Discovery of girl’s body prompts nationwide protests in Spain
Father suspected of killing six-year-old and dumping body at sea, amid surge in domestic violence.
Protests against gender-based violence are to be held across Spain after the discovery of the body of a six-year-old girl who is suspected to have been murdered by her father and dumped at sea.
A surge in domestic violence cases has coincided with the end of Spain’s state of emergency restrictions last month.
On Thursday afternoon, search teams looking for two sisters, who were taken by their father at the end of April, recovered the body of the elder child, Olivia, six. She was found inside a sports bag, weighed down with an anchor, at a depth of 1,000 metres about three miles (5km) off the coast of her home island of Tenerife.
A similar but empty bag was found nearby by an oceanographic research ship equipped with specialist sonar. Officers from Spain’s Guardia Civil police force are continuing to search for Olivia’s one-year-old sister, Anna, and for the girls’ father, Tomás Gimeno.
Their mother, Beatriz Zimmerman, told officers her ex-husband had phoned to tell her she would never see the girls again after he took them on 27 April.
The case has shocked and angered Spain.
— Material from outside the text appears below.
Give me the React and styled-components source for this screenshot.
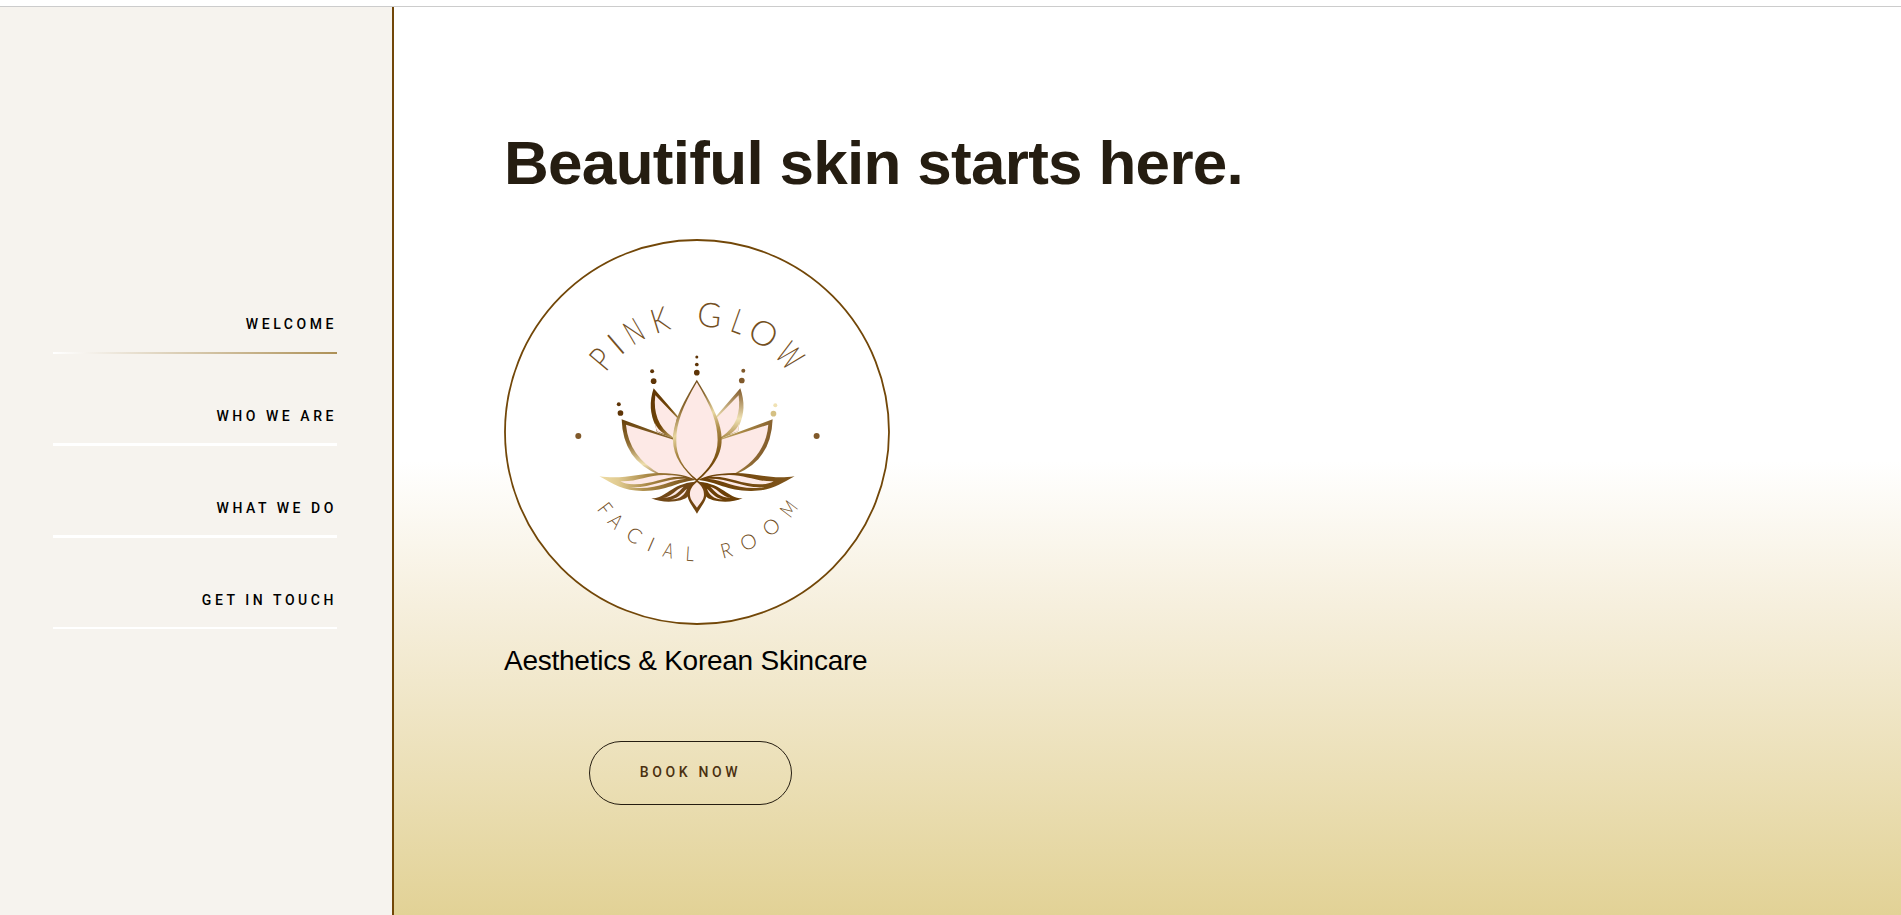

The prime minister, Pedro Sánchez, said on Twitter on Thursday night: “I can’t imagine the pain of the mother of little Anna and Olivia, who had disappeared in Tenerife, given the terrible news we’ve just had. I’m sending a hug, my love, and that of my whole family, who today stand in solidarity with Beatriz and her loved ones.”
Irene Montero, who serves as equality minister in Sánchez’s socialist-led coalition government, also sent her condolences and attacked what she called the “vicarious violence” of the case. “There are no words to help Beatriz in this moment of terrible pain,” she said on Twitter. “This violence committed against women who are mothers to hit them where it hurts the most is a national issue. We are here to do whatever is necessary.”
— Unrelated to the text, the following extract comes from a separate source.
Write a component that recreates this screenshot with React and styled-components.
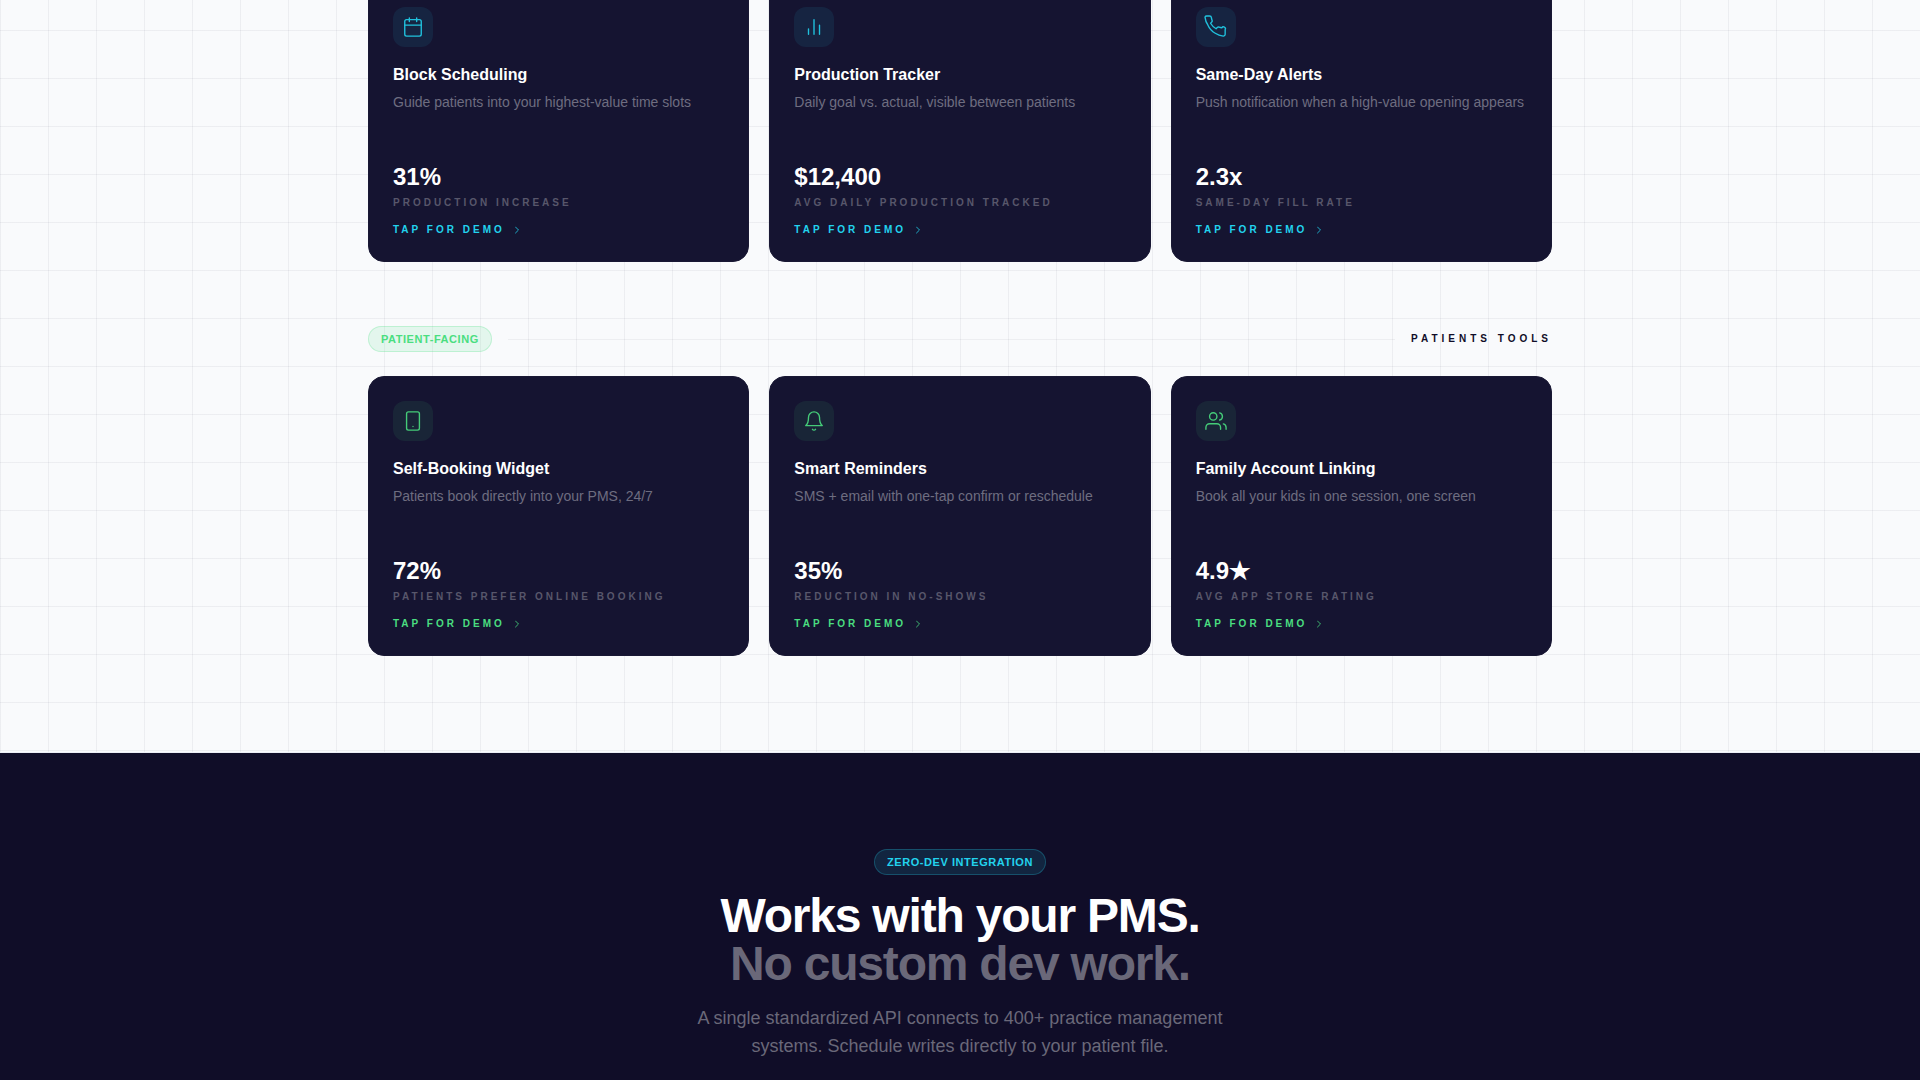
import React from 'react'
import styled, { createGlobalStyle } from 'styled-components'
import { ChevronRight } from 'lucide-react'

const GlobalStyle = createGlobalStyle`
    * {
        box-sizing: border-box;
        margin: 0;
        padding: 0;
    }
    body {
        background: #100d28;
        font-family: "Liberation Sans", Arial, sans-serif;
    }
`;

const cyan = "#22d3ee"
const green = "#4ade80"

const icons = {
    calendar: (
        <>
            <rect x="3" y="4" width="18" height="18" rx="2" />
            <path d="M16 2v4M8 2v4M3 10h18" />
        </>
    ),
    bars: <path d="M18 20V10M12 20V4M6 20v-6" />,
    phone: <path d="M22 16.92v3a2 2 0 01-2.18 2 19.79 19.79 0 01-8.63-3.07A19.5 19.5 0 013.07 9.8 19.79 19.79 0 01.01 1.18 2 2 0 012 .01h3a2 2 0 012 1.72c.127.96.361 1.903.7 2.81a2 2 0 01-.45 2.11L6.09 7.91a16 16 0 006 6l1.27-1.27a2 2 0 012.11-.45c.907.339 1.85.573 2.81.7A2 2 0 0122 14.92z" />,
    mobile: (
        <>
            <rect x="5" y="2" width="14" height="20" rx="2" />
            <path d="M12 18h.01" />
        </>
    ),
    bell: <path d="M18 8A6 6 0 006 8c0 7-3 9-3 9h18s-3-2-3-9M13.73 21a2 2 0 01-3.46 0" />,
    users: (
        <>
            <path d="M17 21v-2a4 4 0 00-4-4H5a4 4 0 00-4 4v2" />
            <circle cx="9" cy="7" r="4" />
            <path d="M23 21v-2a4 4 0 00-3-3.87M16 3.13a4 4 0 010 7.75" />
        </>
    ),
}

const officeTools = [
    { icon: "calendar", title: "Block Scheduling", text: "Guide patients into your highest-value time slots", stat: "31%", label: "Production increase" },
    { icon: "bars", title: "Production Tracker", text: "Daily goal vs. actual, visible between patients", stat: "$12,400", label: "Avg daily production tracked" },
    { icon: "phone", title: "Same-Day Alerts", text: "Push notification when a high-value opening appears", stat: "2.3x", label: "Same-day fill rate" },
]

const patientTools = [
    { icon: "mobile", title: "Self-Booking Widget", text: "Patients book directly into your PMS, 24/7", stat: "72%", label: "Patients prefer online booking" },
    { icon: "bell", title: "Smart Reminders", text: "SMS + email with one-tap confirm or reschedule", stat: "35%", label: "Reduction in no-shows" },
    { icon: "users", title: "Family Account Linking", text: "Book all your kids in one session, one screen", stat: "4.9★", label: "Avg app store rating" },
]

function ToolCard({ tool, color }) {
    return (
        <Card>
            <IconBox $color={color}>
                <Icon viewBox="0 0 24 24">{icons[tool.icon]}</Icon>
            </IconBox>
            <h3>{tool.title}</h3>
            <p>{tool.text}</p>
            <Stat>{tool.stat}</Stat>
            <StatLabel>{tool.label}</StatLabel>
            <DemoButton $color={color}>
                Tap for demo
                <ChevronRight size={12} strokeWidth={2} />
            </DemoButton>
        </Card>
    )
}

export default function App() {
    return (
        <>
            <GlobalStyle />
            <Page>
                <Tools>
                    <Container>
                        <CardGrid $scrolled>
                            {officeTools.map((tool) => <ToolCard key={tool.title} tool={tool} color={cyan} />)}
                        </CardGrid>
                        <GroupHeader>
                            <Pill $color={green}>Patient-Facing</Pill>
                            <Divider />
                            <h2>Patients Tools</h2>
                        </GroupHeader>
                        <CardGrid>
                            {patientTools.map((tool) => <ToolCard key={tool.title} tool={tool} color={green} />)}
                        </CardGrid>
                    </Container>
                </Tools>
                <Integration>
                    <Pill $color={cyan}>Zero-Dev Integration</Pill>
                    <h2>Works with your PMS.<span>No custom dev work.</span></h2>
                    <p>A single standardized API connects to 400+ practice management systems. Schedule writes directly to your patient file.</p>
                </Integration>
            </Page>
        </>
    )
}

const Page = styled.main`
    display: flex;
    flex-direction: column;
    min-height: 100vh;
    overflow: hidden;
`;

const Tools = styled.section`
    padding: 0 48px 96px;
    border-bottom: 1px solid #eceef6;
    background-color: #f9fafc;
    background-image:
        linear-gradient(rgba(15, 13, 40, 0.05) 1px, transparent 1px),
        linear-gradient(90deg, rgba(15, 13, 40, 0.05) 1px, transparent 1px);
    background-size: 48px 48px;
    background-position: 0 30px;
`;

const Container = styled.div`
    max-width: 1184px;
    margin: 0 auto;
`;

const CardGrid = styled.div`
    display: grid;
    grid-template-columns: repeat(3, 1fr);
    gap: 20px;
    margin-top: ${({ $scrolled }) => $scrolled ? "-18px" : "0"};
`;

const Card = styled.article`
    display: flex;
    flex-direction: column;
    align-items: flex-start;
    min-height: 280px;
    padding: 24px;
    border: 1px solid #191834;
    border-radius: 16px;
    background: #151431;
    h3 {
        margin: 16px 0 4px;
        color: #fff;
        font-size: 16px;
        line-height: 24px;
    }
    p {
        color: #6e6d80;
        font-size: 14px;
        line-height: 22px;
    }
`;

const IconBox = styled.div`
    display: flex;
    align-items: center;
    justify-content: center;
    width: 40px;
    height: 40px;
    border-radius: 12px;
    color: ${({ $color }) => $color};
    background: ${({ $color }) => $color + "16"};
`;

const Icon = styled.svg`
    width: 22px;
    height: 22px;
    overflow: visible;
    fill: none;
    stroke: currentColor;
    stroke-width: 1.5;
    stroke-linecap: round;
    stroke-linejoin: round;
    opacity: 0.9;
`;

const Stat = styled.strong`
    margin-top: auto;
    color: #fff;
    font-size: 24px;
    line-height: 32px;
`;

const StatLabel = styled.span`
    margin: 2px 0 12px;
    color: #58576b;
    font-size: 10px;
    font-weight: bold;
    line-height: 15px;
    letter-spacing: 3px;
    text-transform: uppercase;
`;

const DemoButton = styled.button`
    display: flex;
    align-items: center;
    gap: 6px;
    border: none;
    background: none;
    color: ${({ $color }) => $color};
    font-family: inherit;
    font-size: 10px;
    font-weight: bold;
    line-height: 15px;
    letter-spacing: 3px;
    text-transform: uppercase;
    cursor: pointer;
    svg {
        opacity: 0.8;
    }
`;

const GroupHeader = styled.div`
    display: flex;
    align-items: center;
    gap: 16px;
    margin: 64px 0 24px;
    h2 {
        color: #100d28;
        font-size: 10px;
        line-height: 16px;
        letter-spacing: 4px;
        text-transform: uppercase;
    }
`;

const Divider = styled.div`
    flex: 1;
    height: 1px;
    background: rgba(15, 13, 40, 0.05);
`;

const Pill = styled.span`
    padding: 4px 12px;
    border: 1px solid ${({ $color }) => $color + "40"};
    border-radius: 16px;
    background: ${({ $color }) => $color + "1f"};
    color: ${({ $color }) => $color};
    font-size: 11px;
    font-weight: bold;
    line-height: 16px;
    letter-spacing: 0.05em;
    text-transform: uppercase;
`;

const Integration = styled.section`
    display: flex;
    flex: 1;
    flex-direction: column;
    align-items: center;
    padding: 96px 24px 20px;
    background: #100d28;
    text-align: center;
    h2 {
        margin: 17px 0 16px;
        color: #fff;
        font-size: 48px;
        line-height: 48px;
        letter-spacing: -0.025em;
    }
    h2 span {
        display: block;
        color: #6a6879;
    }
    p {
        max-width: 576px;
        color: #6a6879;
        font-size: 18px;
        line-height: 28px;
    }
`;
A few hours later, Montero also offered her sympathy to the family of a teenager, Rocío Caíz, 17, who is thought to have been the 18th woman to be murdered by a partner or ex-partner in Spain this year. On Thursday evening, Caíz’s 23-year-old former boyfriend confessed to her murder in the southern region of Seville.
Since the Spanish government began recording gender-based violence murders in 2003, it has registered the killing of 1,095 women. Since 2013, 39 children have been murdered in cases of domestic violence.
In the five weeks since Spain’s Covid-19 state of emergency was lifted on 9 May, 10 women have been murdered by current or former partners. Experts suggest the increase could be because of women trying to escape abusive situations after the end of lockdown.
On Friday, Victoria Rosell, the government’s anti-gender-based violence delegate, told Spanish radio: “We’d warned that gender-based violence was one pandemic on top of another. As we get past the Covid-19 pandemic, we’re seeing what was underneath it.”
The rise in murders and the discovery of Olivia’s body has prompted a wave of “urgent protests” that will take place outside town halls across Spain on Friday night under slogans such as “If you touch one of us, you touch all of us”.